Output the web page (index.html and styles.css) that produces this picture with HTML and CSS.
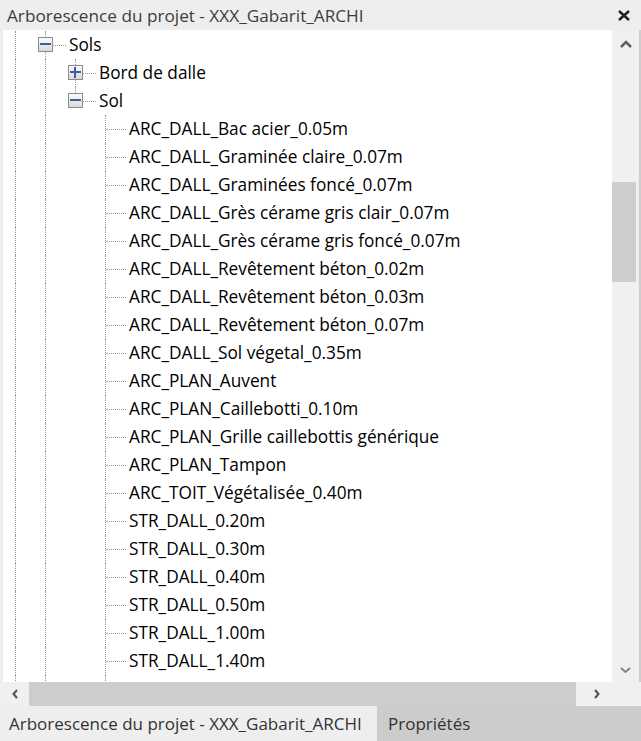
━━━━
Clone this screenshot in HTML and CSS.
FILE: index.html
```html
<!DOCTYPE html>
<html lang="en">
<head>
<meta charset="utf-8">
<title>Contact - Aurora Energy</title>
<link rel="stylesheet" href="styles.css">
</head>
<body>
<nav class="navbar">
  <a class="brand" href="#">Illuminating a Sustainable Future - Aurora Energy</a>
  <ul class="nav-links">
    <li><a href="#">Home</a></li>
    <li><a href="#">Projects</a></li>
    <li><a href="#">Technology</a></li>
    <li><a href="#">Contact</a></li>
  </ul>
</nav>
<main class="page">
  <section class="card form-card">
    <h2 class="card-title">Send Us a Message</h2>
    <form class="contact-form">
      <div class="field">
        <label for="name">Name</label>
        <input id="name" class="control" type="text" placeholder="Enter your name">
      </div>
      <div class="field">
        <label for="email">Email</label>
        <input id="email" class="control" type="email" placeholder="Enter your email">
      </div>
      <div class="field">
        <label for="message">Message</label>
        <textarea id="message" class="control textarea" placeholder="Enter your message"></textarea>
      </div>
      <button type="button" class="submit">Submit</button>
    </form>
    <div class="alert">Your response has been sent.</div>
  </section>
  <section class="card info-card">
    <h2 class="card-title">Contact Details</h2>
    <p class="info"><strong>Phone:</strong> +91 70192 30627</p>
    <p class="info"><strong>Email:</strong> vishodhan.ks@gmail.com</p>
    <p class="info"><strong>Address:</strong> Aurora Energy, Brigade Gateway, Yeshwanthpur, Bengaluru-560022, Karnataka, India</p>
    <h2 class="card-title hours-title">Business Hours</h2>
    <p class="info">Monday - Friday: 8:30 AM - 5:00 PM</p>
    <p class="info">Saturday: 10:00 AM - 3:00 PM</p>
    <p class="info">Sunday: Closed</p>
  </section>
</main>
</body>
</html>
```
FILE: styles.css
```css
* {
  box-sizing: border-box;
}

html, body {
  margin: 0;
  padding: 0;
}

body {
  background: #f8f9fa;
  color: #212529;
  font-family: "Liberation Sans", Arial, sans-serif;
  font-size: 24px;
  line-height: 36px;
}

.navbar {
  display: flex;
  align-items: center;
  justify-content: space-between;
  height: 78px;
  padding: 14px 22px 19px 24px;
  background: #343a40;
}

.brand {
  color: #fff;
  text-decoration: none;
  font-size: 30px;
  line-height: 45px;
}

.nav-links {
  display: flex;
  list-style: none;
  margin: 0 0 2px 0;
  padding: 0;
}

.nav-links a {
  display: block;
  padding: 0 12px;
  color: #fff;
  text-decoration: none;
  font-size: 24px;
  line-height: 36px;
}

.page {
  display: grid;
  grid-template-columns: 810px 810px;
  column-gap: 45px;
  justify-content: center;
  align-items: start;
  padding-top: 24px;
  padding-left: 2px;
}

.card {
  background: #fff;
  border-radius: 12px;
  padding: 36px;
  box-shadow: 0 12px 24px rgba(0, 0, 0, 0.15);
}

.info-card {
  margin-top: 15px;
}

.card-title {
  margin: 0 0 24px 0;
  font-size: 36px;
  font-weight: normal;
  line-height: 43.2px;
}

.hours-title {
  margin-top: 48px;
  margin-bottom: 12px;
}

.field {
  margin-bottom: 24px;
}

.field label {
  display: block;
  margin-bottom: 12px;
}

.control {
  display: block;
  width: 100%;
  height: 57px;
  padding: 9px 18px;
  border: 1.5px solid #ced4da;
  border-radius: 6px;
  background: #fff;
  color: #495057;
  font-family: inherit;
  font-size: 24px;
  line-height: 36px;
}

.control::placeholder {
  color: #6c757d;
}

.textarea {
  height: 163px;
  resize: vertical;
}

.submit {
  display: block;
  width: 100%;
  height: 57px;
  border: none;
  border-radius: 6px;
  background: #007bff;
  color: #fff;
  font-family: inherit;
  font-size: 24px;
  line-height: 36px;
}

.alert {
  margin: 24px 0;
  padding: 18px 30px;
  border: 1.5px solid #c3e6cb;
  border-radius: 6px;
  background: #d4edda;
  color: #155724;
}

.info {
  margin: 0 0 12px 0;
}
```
━━━━
Set task » Scan the material above. Copy each line that holds the word "this".

Exercise result »
Output the web page (index.html and styles.css) that produces this picture with HTML and CSS.
Clone this screenshot in HTML and CSS.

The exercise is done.